Lawrence Tarrant, known as Larry, was forever thankful to a young female doctor in England for saving his arm during the First World War. He was left with a permanent crook at the elbow where four inches of bone had been destroyed and an inverted hand missing the index finger. Of critical importance was that the skillful repair allowed him sufficient mobility in the arm to later hold down a job and raise a family.
Larry, the grandfather my son never knew, signed up for service on March 25th, 1916 in Magog, Quebec and was assigned to the 117th Battalion of Canada’s Expeditionary Force. He was a teenage boy of eighteen. Lance Corporal Larry arrived in England in August of 1916 but once there requested to be reverted to the rank of private. He knew this move would enable him to proceed immediately to France with the 24th Battalion His brother Lloyd had been killed at Mount Sorrel two months earlier. It would seem that Larry was determined to “get them” who had killed him.
On August 28, 1918, Larry was injured at the Battle of Arras. Canada’s 2nd and 3rd Divisions had been led into this battle by the British General Sir Arthur Currie. Currie’s questionable strategy was to launch successive frontal attacks on the German trenches in order to exhaust the enemy. Although very successful, the cost to Canadian soldiers was huge. Arras was the start of “Canada’s Hundred Days”, the series of offensives led by Canadians that culminated in the Allied final victory at Mons in November. At Arras, however, Larry was shot in the head, legs, and left arm, and was evacuated to England. Although badly wounded, he was actually one of the lucky ones. The total loss to the Canadian Corps during the Hundred Days was eleven thousand men.
In England, Larry was sent to Endell Street Military Hospital in London, another stroke of luck as it was one of the most remarkable hospitals of the war. Entirely staffed by women and the only women’s unit operated by militant suffragists, it was known not only for the skill of its surgeons but for its highly distinctive nurturing care. The staff concentrated on the psychological as well as the physical needs of their patients. Larry claimed that his doctor never gave up on saving his arm but it is just as likely that his doctor never allowed him to give up on himself.

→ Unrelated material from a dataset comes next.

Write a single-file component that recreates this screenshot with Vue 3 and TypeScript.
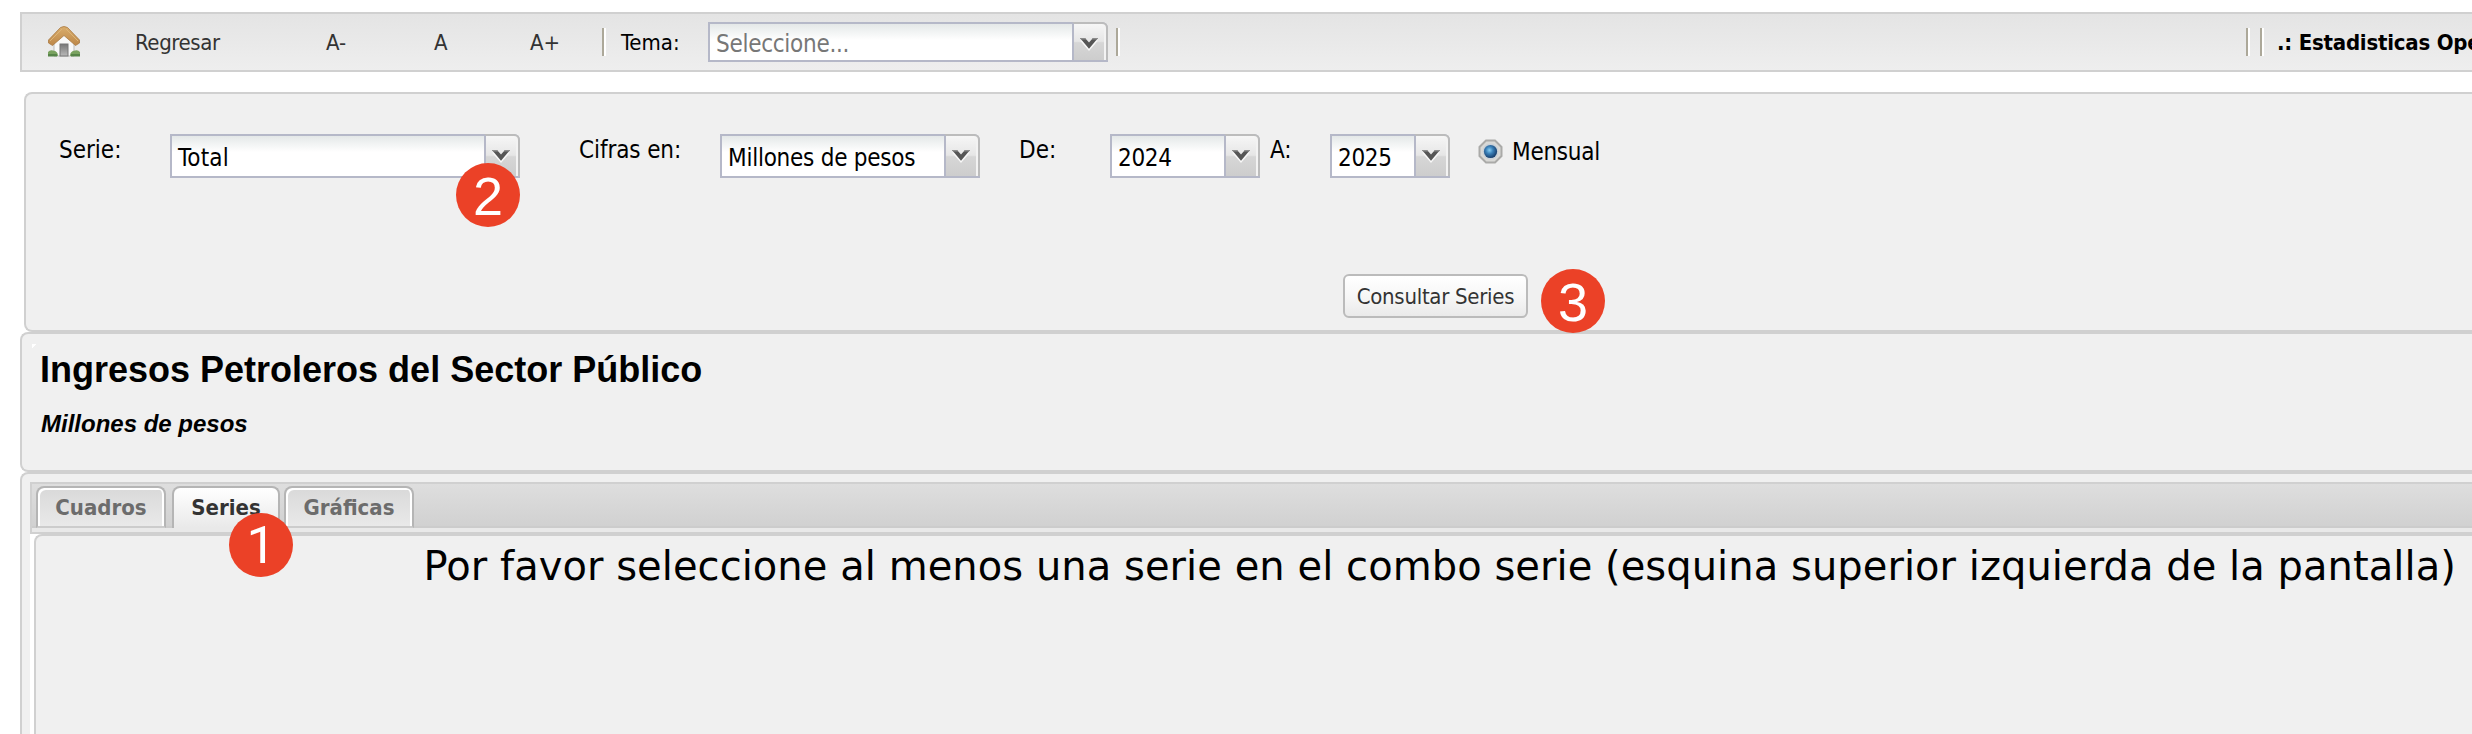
<script setup lang="ts">
import { defineComponent, h, ref } from 'vue'

const tabs = ['Cuadros', 'Series', 'Gráficas']
const activeTab = ref('Series')

const Chevron = defineComponent({
  render: () =>
    h('svg', { width: 20, height: 14, viewBox: '0 0 20 14' }, [
      h('path', { d: 'M1 3.5 L4 3.5 L10 10 L16 3.5 L19 3.5 L10 14 Z', fill: '#f8f8f8' }),
      h('path', { d: 'M1 1 H6 L10 5.6 L14 1 H19 L10 11.8 Z', fill: '#555' }),
      h('path', { d: 'M1 1 H6 L7.2 2.4 H2.2 Z M19 1 H14 L12.8 2.4 H17.8 Z', fill: '#8b8b8b' }),
    ]),
})
</script>

<template>
  <div class="page">
    <header class="toolbar">
      <svg class="home" width="32" height="32" viewBox="0 0 32 32">
        <defs>
          <linearGradient id="roof" x1="0" y1="0" x2="0" y2="1">
            <stop offset="0" stop-color="#d9ad6c" />
            <stop offset="1" stop-color="#bd8748" />
          </linearGradient>
          <linearGradient id="door" x1="0" y1="0" x2="0" y2="1">
            <stop offset="0" stop-color="#777" />
            <stop offset="1" stop-color="#b9b9b9" />
          </linearGradient>
        </defs>
        <path d="M6 15 L16 6 L26 15 V30 H6 Z" fill="#f8f8f8" stroke="#bdbdbd" stroke-width="1" />
        <path d="M0 30 V26 Q2 23.5 5 24.5 Q10 25 10 30 Z" fill="#79a25f" />
        <path d="M32 30 V26 Q30 23.5 27 24.5 Q22 25 22 30 Z" fill="#79a25f" />
        <path d="M0 28 H9 V30.5 H0 Z M23 28 H32 V30.5 H23 Z" fill="#568448" />
        <rect x="12" y="18" width="8" height="12" fill="url(#door)" stroke="#777" stroke-width="1" />
        <path d="M12.5 1.5 Q16 -0.5 19.5 1.5 L31.5 14 V17 L27.5 19.5 L16 9.5 L4.5 19.5 L0.5 17 V14 Z" fill="url(#roof)" stroke="#a97a42" stroke-width="0.8" />
        <path d="M2 15 L14 3 M18 3 L30 15" fill="none" stroke="#dcb477" stroke-width="1" />
      </svg>
      <span class="action regresar">Regresar</span>
      <span class="action">A-</span>
      <span class="action">A</span>
      <span class="action">A+</span>
      <i class="sep"></i>
      <span class="tema">Tema:</span>
      <div class="combo small">
        <span class="value placeholder">Seleccione...</span>
        <span class="trigger"><Chevron /></span>
      </div>
      <i class="sep"></i>
      <i class="sep"></i>
      <i class="sep"></i>
      <strong class="module">.: Estadisticas Ope</strong>
    </header>

    <section class="filters">
      <div class="fields">
        <label class="serie">Serie:</label>
        <div class="combo w350">
          <span class="value total">Total</span><span class="trigger"><Chevron /></span>
          <b class="badge on-serie">2</b>
        </div>
        <label class="cifras">Cifras en:</label>
        <div class="combo w260">
          <span class="value units">Millones de pesos</span><span class="trigger"><Chevron /></span>
        </div>
        <label>De:</label>
        <div class="combo w150">
          <span class="value year">2024</span><span class="trigger"><Chevron /></span>
        </div>
        <label>A:</label>
        <div class="combo w120">
          <span class="value year">2025</span><span class="trigger"><Chevron /></span>
        </div>
        <svg class="radio" width="26" height="26" viewBox="0 0 26 26">
          <defs>
            <radialGradient id="dot" cx="0.42" cy="0.4" r="0.6">
              <stop offset="0" stop-color="#86cdf2" />
              <stop offset="0.45" stop-color="#3a80b8" />
              <stop offset="1" stop-color="#173e6c" />
            </radialGradient>
          </defs>
          <path d="M8 1.5 H17 L23.5 8 V17 L17 23.5 H8 L1.5 17 V8 Z" fill="#d9d9d6" stroke="#aaaaa8" stroke-width="2" />
          <circle cx="12.5" cy="12.5" r="8" fill="#c9d1d8" />
          <circle cx="12.5" cy="12.5" r="6.6" fill="url(#dot)" />
        </svg>
        <label class="mensual">Mensual</label>
      </div>
      <button class="query">Consultar Series<b class="badge on-query">3</b></button>
    </section>

    <section class="heading">
      <h1>Ingresos Petroleros del Sector Público</h1>
      <h2>Millones de pesos</h2>
    </section>

    <section class="results">
      <nav class="strip">
        <div class="tabs">
          <div v-for="t in tabs" :key="t" class="tab" :class="{ active: t === activeTab }" @click="activeTab = t">
            {{ t }}<b v-if="t === 'Series'" class="badge on-tab">1</b>
          </div>
        </div>
      </nav>
      <div class="body">
        <p class="message">Por favor seleccione al menos una serie en el combo serie (esquina superior izquierda de la pantalla)</p>
      </div>
    </section>
  </div>
</template>

<style>
html,
body {
  margin: 0;
  background: #fff;
}
</style>

<style scoped>
.page {
  box-sizing: border-box;
  width: 2472px;
  height: 734px;
  padding: 12px 0 0 20px;
  overflow: hidden;
  font-family: "DejaVu Sans Condensed", "DejaVu Sans", sans-serif;
  font-size: 24px;
  color: #000;
  white-space: nowrap;
}
.page * {
  box-sizing: border-box;
}
.toolbar {
  display: grid;
  grid-template-columns: 86px 191px 108px 96px 73px 19px 87px 408px 1130px 14px 17px 1fr;
  align-items: center;
  height: 60px;
  padding-left: 26px;
  border: 2px solid #d0d0d0;
  border-right: 0;
  background: linear-gradient(#e4e4e4, #eee);
  font-size: 22px;
  line-height: 28px;
  overflow: hidden;
}
.home {
  display: block;
}
.action {
  padding: 1px 0 0 1px;
  color: #333;
}
.tema {
  padding-top: 1px;
}
.regresar {
  letter-spacing: -0.4px;
}
.sep {
  width: 4px;
  height: 28px;
  background: linear-gradient(90deg, #aca899 50%, #fff 50%);
}
.module {
  padding-top: 1px;
  letter-spacing: -0.22px;
}
.combo {
  position: relative;
  display: flex;
  height: 44px;
  border: 2px solid #b5b8c8;
  border-top-right-radius: 6px;
  background: linear-gradient(#e4e8e8, #fff 16px);
}
.combo.small {
  width: 400px;
  height: 40px;
}
.w350 { width: 350px; }
.w260 { width: 260px; }
.w150 { width: 150px; }
.w120 { width: 120px; }
.value {
  flex: 1;
  padding: 7px 0 0 6px;
  font-size: 24px;
  line-height: 30px;
}
.units {
  letter-spacing: -0.25px;
}
.total {
  letter-spacing: 0.2px;
}
.small .value {
  padding-top: 5px;
}
.year {
  letter-spacing: -0.35px;
}
.placeholder {
  color: #777;
  letter-spacing: -0.28px;
}
.trigger {
  display: flex;
  justify-content: center;
  width: 36px;
  margin: -2px -2px 0 0;
  padding: 13px 3px 0 0;
  border: solid #b5b8c8;
  border-width: 2px 2px 0 2px;
  border-top-color: #bcbcbc;
  border-right-color: #bcbcbc;
  border-top-right-radius: 6px;
  background: linear-gradient(90deg, transparent 30px, #f3f3f3 30px), linear-gradient(#f6f6f6, #e6e6e6 48%, #d6d6d6 52%, #cdcdcd);
}
.filters {
  height: 240px;
  margin: 20px 0 0 4px;
  padding: 40px 0 0 32px;
  border: 2px solid #d0d0d0;
  border-right: 0;
  border-radius: 8px 0 0 8px;
  background: #f0f0f0;
}
.fields {
  display: grid;
  grid-template-columns: 112px 409px 141px 299px 91px 160px 60px 148px 33px auto;
  align-items: start;
  height: 44px;
}
label {
  line-height: 32px;
}
.serie {
  padding-left: 1px;
}
.cifras {
  letter-spacing: -0.1px;
}
.mensual {
  padding: 2px 0 0 1px;
  letter-spacing: -0.25px;
}
.radio {
  display: block;
  margin-top: 5px;
}
.query {
  position: relative;
  display: block;
  width: 185px;
  height: 44px;
  margin: 96px 0 0 1285px;
  padding: 1px 0 0;
  border: 2px solid #bbb;
  border-radius: 6px;
  background: linear-gradient(#fff, #f7f7f7 50%, #eaeaea);
  color: #333;
  font: 22px/39px "DejaVu Sans Condensed", "DejaVu Sans", sans-serif;
  letter-spacing: -0.28px;
}
.heading {
  position: relative;
  height: 140px;
  padding: 15px 0 0 18px;
  border: 2px solid #d0d0d0;
  border-right: 0;
  border-radius: 8px 0 0 8px;
  background: linear-gradient(135deg, #fff 3px, transparent 3px) 10px 10px / 8px 8px no-repeat, #f0f0f0;
  font-family: "Liberation Sans", Arial, sans-serif;
}
h1 {
  margin: 0;
  font-size: 36px;
  line-height: 42px;
}
h2 {
  margin: 18px 0 0 1px;
  font-size: 24px;
  font-style: italic;
  line-height: 30px;
}
.results {
  height: 290px;
  padding: 8px 0 0 8px;
  border: 2px solid #d0d0d0;
  border-right: 0;
  border-radius: 8px 0 0 0;
  background: #f0f0f0;
}
.strip {
  height: 52px;
  border: 2px solid #d0d0d0;
  border-right: 0;
  background: #e9e9e9;
}
.tabs {
  display: flex;
  height: 44px;
  padding: 2px 0 0 4px;
  border-bottom: 2px solid #ccc;
  background: linear-gradient(#dedede, #d1d1d1);
}
.tab {
  position: relative;
  width: 130px;
  height: 42px;
  border: 2px solid #b5b5b5;
  border-bottom: 0;
  border-radius: 8px 8px 0 0;
  background: linear-gradient(#d9d9d9, #e9e9e9);
  box-shadow: inset 2px 2px 0 #fff, inset -2px 0 0 #fff;
  color: #6c6c6c;
  font-size: 22px;
  font-weight: bold;
  line-height: 40px;
  text-align: center;
}
.tab:not(.active) {
  border-bottom: 2px solid #ccc;
}
.tab.active {
  z-index: 1;
  width: 108px;
  margin: 0 4px 0 6px;
  background: linear-gradient(#fff, #e9e9e9);
  box-shadow: none;
  color: #333;
}
.body {
  height: 220px;
  border-left: 4px solid #fff;
  background: #fff;
}
.message {
  height: 220px;
  margin: 0;
  padding-left: 387.5px;
  border: 2px solid #d0d0d0;
  border-width: 2px 0 0 2px;
  border-radius: 8px 0 0 0;
  background: #f0f0f0;
  font-family: "DejaVu Sans", Verdana, sans-serif;
  font-size: 40px;
  line-height: 60px;
  letter-spacing: 0.05px;
}
.badge {
  position: absolute;
  z-index: 2;
  width: 64px;
  height: 64px;
  border-radius: 50%;
  background: #eb4127;
  color: #fff;
  font: 54px/67px "Liberation Sans", Arial, sans-serif;
  text-align: center;
  letter-spacing: 0;
}
.on-serie {
  top: 27px;
  left: 284px;
}
.on-query {
  top: -7px;
  left: 196px;
}
.on-tab {
  top: 25px;
  left: 55px;
  font: 52px/66px Roboto, "Liberation Sans", sans-serif;
}
</style>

Larry spent almost two years in England recovering from his wounds, first at Endell and then in Epsom, Surrey. His recovery was compromised by influenza so severe that he was hospitalized for weeks in yet another hospital at Hardelot. In August of 1919 he returned to Canada and a military hospital in Toronto. He was ultimately discharged from the army in 1920 as medically unfit for further service He was only twenty-two years old, hardly yet a man but with four years of hell behind him.
On his return to civilian life Larry found work as a machinist at a paper mill in LaTuque, Quebec where he spent his entire career. He married Flora Tremblay in 1939 and fathered three sons and a daughter. He died in 1962 of a blood clot following routine gall bladder surgery. He was sixty –four. His eldest child, Lloyd, my son’s father, was nineteen. Today my son carries his grandfather’s name: Stephen Lawrence Tarrant.
Larry with wife Flora, two of his three sons (Lloyd and Gerry), his daughter Linda, and a the daughter of a cousin (Susan). His third son (Gordon) was born later.